Het inkomensbegrip dat in deze publicatie wordt gehanteerd, is het
besteedbaar inkomen verminderd met eventueel ontvangen
huursubsidie. Om te bepalen hoe het inkomen van een huishouden zich
verhoudt tot de lage-inkomensgrens, wordt het inkomen van
een huishouden gecorrigeerd voor verschillen in huishoudenssamenstelling
en voor de prijsontwikkeling. De correctie voor verschillen in
samenstelling vindt plaats met behulp van equivalentiefactoren.
In de equivalentiefactor komen de schaalvoordelen tot uitdrukking die het
gevolg zijn van het voeren van een gemeenschappelijke huishouding. Met
behulp van de equivalentiefactoren worden alle inkomens herleid tot het
inkomen van een eenpersoonshuishouden.

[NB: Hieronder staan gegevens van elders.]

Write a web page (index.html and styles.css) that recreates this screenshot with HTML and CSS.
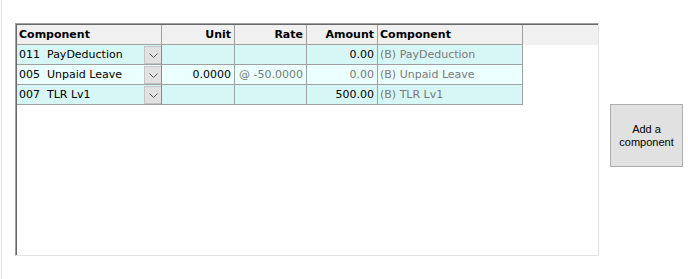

Op deze wijze zijn de
inkomensniveaus van huishoudens onderling vergelijkbaar gemaakt.
Vervolgens wordt dit gestandaardiseerde inkomen (met
consumentenprijsindices) herleid naar het prijspeil in 2000.
Het resulterende inkomen is laag wanneer het minder is dan 9.249 euro.
Huish.langd.behorend tot doelpopulatie**
Huishoudens behorende tot de doelpopulatie ook in de voorafgaande drie
jaar.
De doelpopulatie bestaat uit particuliere huishoudens waarvan de
hoofdkostwinner (of eventuele partner) een volledig jaarinkomen heeft en
niet afhankelijk is van studiefinanciering. 'Huishoudens langdurig in
doelpopulatie' dient als basis voor het percentage huishoudens met
langdurig een laag inkomen of als basis voor het percentage huishoudens
langdurig onder of rond het sociaal minimum .
Huish. met een langdurig laag inkomen
Het percentage huishoudens met een laag inkomen ook in de voorafgaande
drie jaar.
De lage-inkomensgrens is vastgesteld op 9.249 euro in prijzen van het
jaar 2000.
Dit bedrag komt in koopkracht ongeveer overeen met de koopkracht van een
Bijstandsuitkering voor een alleenstaande in 1979, toen deze op zijn
hoogst was.
Het inkomensbegrip dat in deze publicatie wordt gehanteerd, is het
besteedbaar inkomen verminderd met eventueel ontvangen
huursubsidie. Om te bepalen hoe het inkomen van een huishouden zich
verhoudt tot de lage-inkomensgrens, wordt het inkomen van
een huishouden gecorrigeerd voor verschillen in huishoudenssamenstelling
en voor de prijsontwikkeling. De correctie voor verschillen in
samenstelling vindt plaats met behulp van equivalentiefactoren.
In de equivalentiefactor komen de schaalvoordelen tot uitdrukking die het
gevolg zijn van het voeren van een gemeenschappelijke huishouding. Met
behulp van de equivalentiefactoren worden alle inkomens herleid tot het
inkomen van een eenpersoonshuishouden. Op deze wijze zijn de
inkomensniveaus van huishoudens onderling vergelijkbaar gemaakt.
Vervolgens wordt dit gestandaardiseerde inkomen (met
consumentenprijsindices) herleid naar het prijspeil in 2000.
Het resulterende inkomen is laag wanneer het minder is dan 9.249 euro.